* Aim of the task *
Locate and copy all lines bearing the word "this".

* Data lines *
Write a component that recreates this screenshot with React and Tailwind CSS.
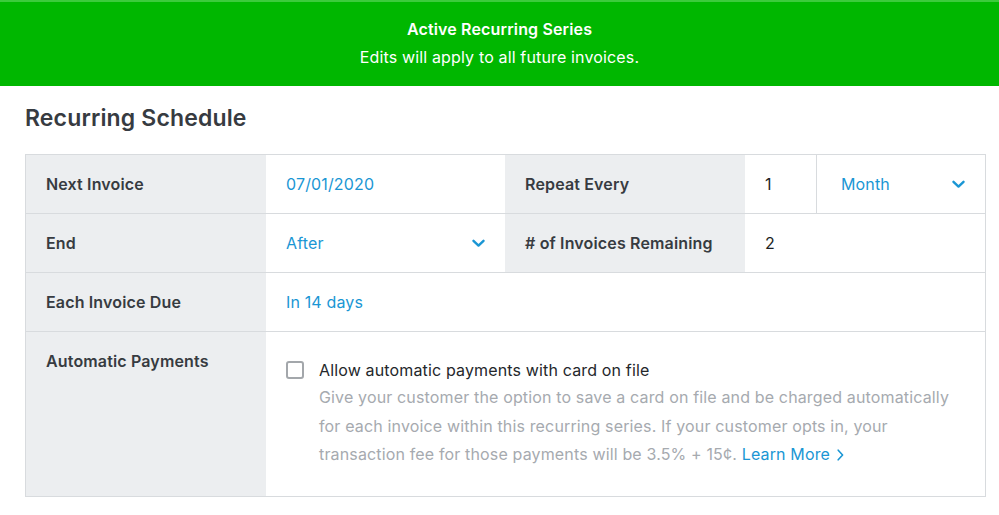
import React from 'react';

const Chevron = () => (
  <svg width="13" height="9" viewBox="0 0 13 9" className="shrink-0">
    <path d="M1.5 1.8 L6.5 6.6 L11.5 1.8" fill="none" stroke="#1a96d4" strokeWidth="2.4" strokeLinecap="round" strokeLinejoin="round" />
  </svg>
);

const Label = ({ children, className = '' }) => (
  <div className={`bg-[#eceef0] px-5 flex items-center font-semibold text-[#373b41] ${className}`}>
    {children}
  </div>
);

const App = () => {
  return (
    <div className="w-[999px] h-[515px] bg-white text-[16px] tracking-[0.15px]" style={{ fontFamily: 'Inter, "Open Sans", sans-serif' }}>
      {/* banner */}
      <div className="h-[86px] bg-[#00b700] border-t-2 border-[#3ccb3c] flex flex-col items-center justify-center text-white">
        <div className="font-semibold leading-[24px] -mt-[2px]">Active Recurring Series</div>
        <div className="leading-[24px] mt-[4px]">Edits will apply to all future invoices.</div>
      </div>

      <div className="pl-[25px] pr-[14px]">
        <h2 className="text-[23px] font-semibold text-[#373b41] h-[68px] flex items-center pb-[3px]">Recurring Schedule</h2>

        <div className="border border-[#d8dbde] w-[961px]">
          {/* row 1 */}
          <div className="grid grid-cols-[240px_239px_240px_71px_1fr] h-[58px]">
            <Label>Next Invoice</Label>
            <div className="flex items-center px-5 text-[#1a96d4]">07/01/2020</div>
            <Label>Repeat Every</Label>
            <div className="flex items-center px-5 text-[#1c1f23]">1</div>
            <div className="flex items-center justify-between pl-6 pr-5 border-l border-[#d8dbde] text-[#1a96d4]">
              <span>Month</span>
              <Chevron />
            </div>
          </div>
          {/* row 2 */}
          <div className="grid grid-cols-[240px_239px_240px_1fr] h-[59px] border-t border-[#d8dbde]">
            <Label>End</Label>
            <div className="flex items-center justify-between px-5 text-[#1a96d4]">
              <span>After</span>
              <Chevron />
            </div>
            <Label># of Invoices Remaining</Label>
            <div className="flex items-center px-5 text-[#1c1f23]">2</div>
          </div>
          {/* row 3 */}
          <div className="grid grid-cols-[240px_1fr] h-[59px] border-t border-[#d8dbde]">
            <Label>Each Invoice Due</Label>
            <div className="flex items-center px-5 text-[#1a96d4]">In 14 days</div>
          </div>
          {/* row 4 */}
          <div className="grid grid-cols-[240px_1fr] h-[165px] border-t border-[#d8dbde]">
            <div className="bg-[#eceef0] px-5 pt-[17px] font-semibold text-[#373b41]">Automatic Payments</div>
            <div className="flex pl-5 pr-6 pt-[25px] gap-[15px]">
              <div className="w-[18px] h-[18px] mt-[4px] shrink-0 rounded-[3px] border-2 border-[#a3a7ab] bg-white" />
              <div className="w-[644px]">
                <div className="text-[#24272b] leading-[26px]">Allow automatic payments with card on file</div>
                <p className="text-[#a6aaaf] leading-[28.5px]">
                  Give your customer the option to save a card on file and be charged automatically for each invoice within this recurring series. If your customer opts in, your transaction fee for those payments will be 3.5% + 15¢.{' '}
                  <a className="text-[#1a96d4]">Learn More</a>
                  <svg width="7" height="12" viewBox="0 0 7 12" className="inline-block ml-[7px] align-[-1px]">
                    <path d="M1.2 1.2 L5.6 6 L1.2 10.8" fill="none" stroke="#1a96d4" strokeWidth="1.6" strokeLinecap="round" strokeLinejoin="round" />
                  </svg>
                </p>
              </div>
            </div>
          </div>
        </div>
      </div>
    </div>
  );
};

export default App;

* Response below *
Write a component that recreates this screenshot with React and Tailwind CSS.
                  Give your customer the option to save a card on file and be charged automatically for each invoice within this recurring series. If your customer opts in, your transaction fee for those payments will be 3.5% + 15¢.{' '}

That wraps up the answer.